Beberapa kasus pengaruh tayangan kekerasan di televisi pada anak sudah ditemukan di Indonesia. Seorang anak berumur delapan tahun melempar gelas dan piring karena mencontoh ulah Joshua dalam sinetron “Anak Ajaib” (Intisari, 2005). Di tahun 2006, seorang anak tewas di Bandung karena mempraktekkan program televisi Smackdown. Anak usia 12 tahun meninggal diduga karena mempraktekkan trik sulap yang ada di televisi (Kompas, 2009). Kasus-kasus ini sebatas gunung es, hanya sedikit yang terpublikasi. Kejadian dalam masyarakat sehari-hari pasti banyak yang belum terungkap.

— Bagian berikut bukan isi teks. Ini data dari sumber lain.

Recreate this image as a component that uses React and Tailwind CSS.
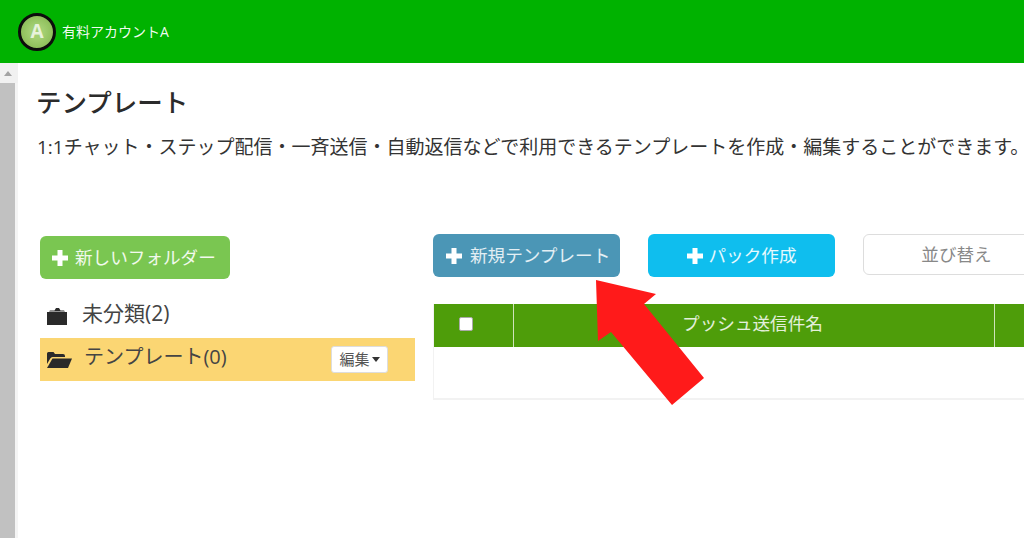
import React from "react";

const FONT = "[font-family:'Open_Sans','Noto_Sans_CJK_JP',sans-serif]";

function Plus({ className }) {
  return (
    <svg viewBox="0 0 16 16" className={className} fill="#fff">
      <path d="M5.500 0h5v5.500H16v5h-5.500V16h-5v-5.500H0v-5h5.500z" />
    </svg>
  );
}

function FolderClosed() {
  return (
    <svg viewBox="0 0 20 18" className="w-[20px] h-[18px] shrink-0 mt-[4px]" fill="#2a2a2a">
      <path d="M0 5h20v13H0z" />
      <path d="M3 3.500h4.500L9 1h3l1.500 2.500H17l1 1H2z" />
    </svg>
  );
}

function FolderOpen() {
  return (
    <svg viewBox="0 0 25 18" className="w-[25px] h-[18px] shrink-0 mt-[1px]" fill="#2a2a2a">
      <path d="M0 13V2.500Q0 1 1.500 1h5L8 3h8q2 0 2 2v1H5.500Q4 6 3.300 7.500z" />
      <path d="M5.500 7.500H25l-4 9.500H0z" />
    </svg>
  );
}

export default function App() {
  return (
    <div className={`w-[1024px] h-[538px] overflow-hidden bg-white relative ${FONT}`}>
      <header className="h-[63px] bg-[#00b200] flex items-center pl-[18px] gap-[6px]">
        <div className="w-[38px] h-[38px] rounded-full border-[3px] border-[#0c0c0c] bg-[radial-gradient(circle,#a3cf72_30%,#7fb34a_100%)] flex items-center justify-center text-white/75 font-bold text-[19px]">
          A
        </div>
        <span className="text-white/95 text-[14px]">有料アカウントA</span>
      </header>

      <div className="flex h-[475px]">
        <div className="w-[18px] shrink-0 flex flex-col">
          <div className="h-[20px] bg-[#f1f1f1] flex items-center justify-center">
            <div className="w-0 h-0 border-x-[4px] border-x-transparent border-b-[5px] border-b-[#a3a3a3] -ml-[3px]" />
          </div>
          <div className="flex-1 bg-[#f4f4f4]">
            <div className="w-[15px] h-full bg-[#c1c1c1]" />
          </div>
        </div>

        <main className="flex-1 min-w-0 pl-[19px]">
          <h1 className="-ml-[1px] mt-[23px] text-[25.5px] leading-[32px] font-medium text-[#2b2b2b] whitespace-nowrap">テンプレート</h1>
          <p className="mt-[17px] text-[19px] leading-[24px] text-[#333] whitespace-nowrap">
            1:1チャット・ステップ配信・一斉送信・自動返信などで利用できるテンプレートを作成・編集することができます。
          </p>

          <div className="flex mt-[76px] pl-[3px]">
            <aside className="w-[375px] shrink-0 pt-[1px]">
              <button className="w-[190px] h-[43px] rounded-[6px] bg-[#7ac651] text-white/90 text-[17.6px] flex items-center pl-[12px] gap-[7px]">
                <Plus className="w-[16px] h-[16px]" />
                新しいフォルダー
              </button>
              <div className="h-[48px] flex items-center pl-[7px] gap-[15px] text-[21px] text-[#444] mt-[16px] pb-[11px]">
                <FolderClosed />
                未分類(2)
              </div>
              <div className="h-[43px] bg-[#fbd673] flex items-center pl-[7px] pr-[27px] text-[20px] text-[#444] -mt-[5px]">
                <FolderOpen />
                <span className="ml-[12px] flex-1 pb-[5px]">テンプレート(0)</span>
                <span className="h-[27px] w-[57px] rounded-[3px] bg-white border border-[#ddd] text-[15px] text-[#555] flex items-center justify-center gap-[2px]">
                  編集
                  <span className="w-0 h-0 border-x-[4px] border-x-transparent border-t-[5px] border-t-[#333]" />
                </span>
              </div>
            </aside>

            <section className="ml-[18px] flex-1 min-w-0">
              <div className="flex gap-[28px] items-start -mt-[1px] overflow-hidden">
                <button className="w-[187px] h-[43px] shrink-0 rounded-[6px] bg-[#4b96b6] text-white/85 text-[17.6px] flex items-center pl-[13px] gap-[8px]">
                  <Plus className="w-[16px] h-[16px]" />
                  新規テンプレート
                </button>
                <button className="w-[187px] h-[43px] shrink-0 rounded-[6px] bg-[#0fbeee] text-white/90 text-[17.6px] flex items-center justify-center gap-[6px]">
                  <Plus className="w-[16px] h-[16px]" />
                  パック作成
                </button>
                <button className="w-[187px] h-[41px] shrink-0 rounded-[6px] bg-white border-[1.5px] border-[#ddd] text-[#888] text-[17.6px] flex items-center justify-center">
                  並び替え
                </button>
              </div>
              <div className="mt-[27px] border-b-2 border-l border-[#f2f2f2] h-[96px]">
                <div className="h-[43px] bg-[#4e9d0a] flex items-stretch text-white/85 text-[17.6px]">
                  <div className="w-[80px] shrink-0 border-r-[1.5px] border-[#cfe3bb] flex items-center pl-[25px]">
                    <span className="w-[14px] h-[14px] rounded-[2px] bg-white border border-[#aaa] -mt-[3px]" />
                  </div>
                  <div className="w-[481px] shrink-0 border-r-[1.5px] border-[#cfe3bb] flex items-center justify-center pb-[4px] pr-[3px]">
                    プッシュ送信件名
                  </div>
                  <div className="flex-1" />
                </div>
              </div>
            </section>
          </div>
        </main>
      </div>

      <svg viewBox="0 0 1024 538" className="absolute inset-0 w-[1024px] h-[538px] pointer-events-none">
        <polygon points="596,280 656,294 644,304 704,378 672,405 611,332 598,341" fill="#ff1a1a" />
      </svg>
    </div>
  );
}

Program televisi di negara lain

Di Indonesia stasiun televisi khusus untuk anak hanya ditemukan di saluran TV kabel berbayar. Para keluarga di Australia beruntung karena ada stasiun televisi nasional untuk anak yang bisa ditonton gratis. Pada tahun 2009, The Australian Broadcasting Coorporation(ABC), mendirikan stasiun televisi khusus untuk anak bernama ABC3 untuk usia 6-15 tahun dan ABC4Kids untuk usia pra-sekolah. Jenis acaranya beragam, dari komedi sampai sejarah. Anak-anak bisa menonton saluran ini dengan aman karena aturan program televisi di Australia sangat ketat, hanya mengijinkan tayangan untuk anak berdasarkan klasifikasi Bimbingan Orang tua (Parental Guidance) dan Semua Umur (General)  saja.

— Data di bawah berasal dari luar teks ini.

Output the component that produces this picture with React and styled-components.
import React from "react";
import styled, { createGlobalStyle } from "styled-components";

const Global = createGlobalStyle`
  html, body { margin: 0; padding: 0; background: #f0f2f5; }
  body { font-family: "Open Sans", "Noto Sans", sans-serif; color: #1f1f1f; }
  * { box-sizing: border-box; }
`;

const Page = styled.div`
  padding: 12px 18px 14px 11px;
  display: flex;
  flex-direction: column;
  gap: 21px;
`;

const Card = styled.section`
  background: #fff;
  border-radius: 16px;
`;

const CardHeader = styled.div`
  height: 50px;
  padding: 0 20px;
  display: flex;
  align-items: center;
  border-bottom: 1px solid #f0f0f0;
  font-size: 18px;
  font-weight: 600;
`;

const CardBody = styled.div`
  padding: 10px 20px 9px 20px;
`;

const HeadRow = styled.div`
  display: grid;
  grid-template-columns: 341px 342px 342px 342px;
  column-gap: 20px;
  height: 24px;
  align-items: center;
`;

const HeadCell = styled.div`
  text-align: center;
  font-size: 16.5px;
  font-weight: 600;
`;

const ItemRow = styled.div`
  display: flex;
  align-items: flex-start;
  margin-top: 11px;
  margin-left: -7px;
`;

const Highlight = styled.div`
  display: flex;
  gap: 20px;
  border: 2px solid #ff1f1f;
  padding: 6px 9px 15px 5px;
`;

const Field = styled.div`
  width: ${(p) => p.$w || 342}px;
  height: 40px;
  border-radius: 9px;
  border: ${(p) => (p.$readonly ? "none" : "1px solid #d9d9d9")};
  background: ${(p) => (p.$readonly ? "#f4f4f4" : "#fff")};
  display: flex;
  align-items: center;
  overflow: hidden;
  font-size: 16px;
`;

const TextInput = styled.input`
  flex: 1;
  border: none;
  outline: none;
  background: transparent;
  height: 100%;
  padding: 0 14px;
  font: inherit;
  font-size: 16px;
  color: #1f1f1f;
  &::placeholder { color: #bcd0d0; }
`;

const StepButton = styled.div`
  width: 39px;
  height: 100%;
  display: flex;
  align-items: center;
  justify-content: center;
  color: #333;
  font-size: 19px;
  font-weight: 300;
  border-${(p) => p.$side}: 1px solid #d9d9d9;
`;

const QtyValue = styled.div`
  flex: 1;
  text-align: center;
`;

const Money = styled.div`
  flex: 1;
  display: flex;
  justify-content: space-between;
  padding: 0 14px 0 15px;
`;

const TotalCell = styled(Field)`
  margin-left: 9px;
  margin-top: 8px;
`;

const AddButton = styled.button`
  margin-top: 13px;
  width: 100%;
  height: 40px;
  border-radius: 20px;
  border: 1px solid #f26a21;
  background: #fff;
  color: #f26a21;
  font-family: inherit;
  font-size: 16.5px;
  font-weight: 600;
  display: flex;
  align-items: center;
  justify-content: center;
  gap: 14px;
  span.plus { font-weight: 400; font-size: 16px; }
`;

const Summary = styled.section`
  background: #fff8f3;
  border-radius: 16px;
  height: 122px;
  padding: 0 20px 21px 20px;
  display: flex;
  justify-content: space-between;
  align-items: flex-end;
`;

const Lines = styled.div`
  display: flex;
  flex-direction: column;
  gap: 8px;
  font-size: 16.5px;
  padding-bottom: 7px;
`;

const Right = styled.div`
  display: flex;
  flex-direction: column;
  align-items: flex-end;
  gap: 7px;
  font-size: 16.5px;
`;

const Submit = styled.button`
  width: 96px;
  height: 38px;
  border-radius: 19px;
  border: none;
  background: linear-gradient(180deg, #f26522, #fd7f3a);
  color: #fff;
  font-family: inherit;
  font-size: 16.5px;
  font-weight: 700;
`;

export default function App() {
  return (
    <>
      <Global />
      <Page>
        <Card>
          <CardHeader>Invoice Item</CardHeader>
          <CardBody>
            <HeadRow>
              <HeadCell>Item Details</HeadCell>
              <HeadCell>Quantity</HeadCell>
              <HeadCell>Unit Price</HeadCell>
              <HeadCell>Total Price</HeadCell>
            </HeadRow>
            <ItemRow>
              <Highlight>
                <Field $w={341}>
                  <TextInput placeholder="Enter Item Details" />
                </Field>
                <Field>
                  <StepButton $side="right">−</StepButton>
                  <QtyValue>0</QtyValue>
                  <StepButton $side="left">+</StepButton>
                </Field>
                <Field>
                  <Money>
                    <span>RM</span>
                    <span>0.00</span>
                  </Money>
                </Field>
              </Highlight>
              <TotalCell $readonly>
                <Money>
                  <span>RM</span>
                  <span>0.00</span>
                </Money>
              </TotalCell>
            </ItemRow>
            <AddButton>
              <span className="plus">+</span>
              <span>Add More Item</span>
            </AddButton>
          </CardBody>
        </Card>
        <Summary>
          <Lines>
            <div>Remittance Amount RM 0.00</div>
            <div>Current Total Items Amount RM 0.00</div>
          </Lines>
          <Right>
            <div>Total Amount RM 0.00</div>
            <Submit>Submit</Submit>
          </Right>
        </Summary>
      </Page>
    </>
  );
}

Aturan penayangan dengan kategori BO dan SU juga berlaku pada jam keluarga bagi saluran televisi umum yang lain di Australia, termasuk di Inggris, Amerika dan Eropa. Negara-negara ini juga menyediakan fasilitas parental lock atau parental censorship dalam mesin khusus yang dihubungkan dengan televisi. Namun fasilitas ini bukan solusi terbaik karena anak-anak bisa pergi menonton televisi di rumah teman atau berusaha mengubah mesin ketika orang tua tidak di rumah.

Ketika orang tua tidak berdaya dengan bombardir  tayangan kekerasan di televisi, terutama dalam program anak, dan fasilitas sensor tidak cukup membantu, peran masyarakat yang menanggapi tayangan ini dan mengangkatnya menjadi bahan diskusi sangat penting. Adanya LSM, seperti Remotivi, dan website yang menerima pengaduan masyarakat untuk diteruskan ke KPI diharapkan bisa mengurangi tayangan yang tidak mendidik. Selain itu, pihak orang tua bisa memberi pemahaman langsung pada anak-anak tentang kekerasan yang tidak sengaja ditonton. Metode ini bisa menjadi ajang pembelajaran anak-anak untuk berpikir kritis terhadap tayangan yang mendidik bagi mereka sendiri. Pihak sekolah juga bisa memberi ruang diskusi di kelas tentang program televisi yang bisa mendukung perkembangan kognitif. Anak-anakpun lebih percaya diri dalam memilih tayangan yang baik bagi mereka sendiri.

Amelberga Vita Astuti, dosen Prodi  Ilmu Komunikasi FISIP UAJY, sedang belajar di School of English, Communications and Performance Studies Faculty of Arts Monash University.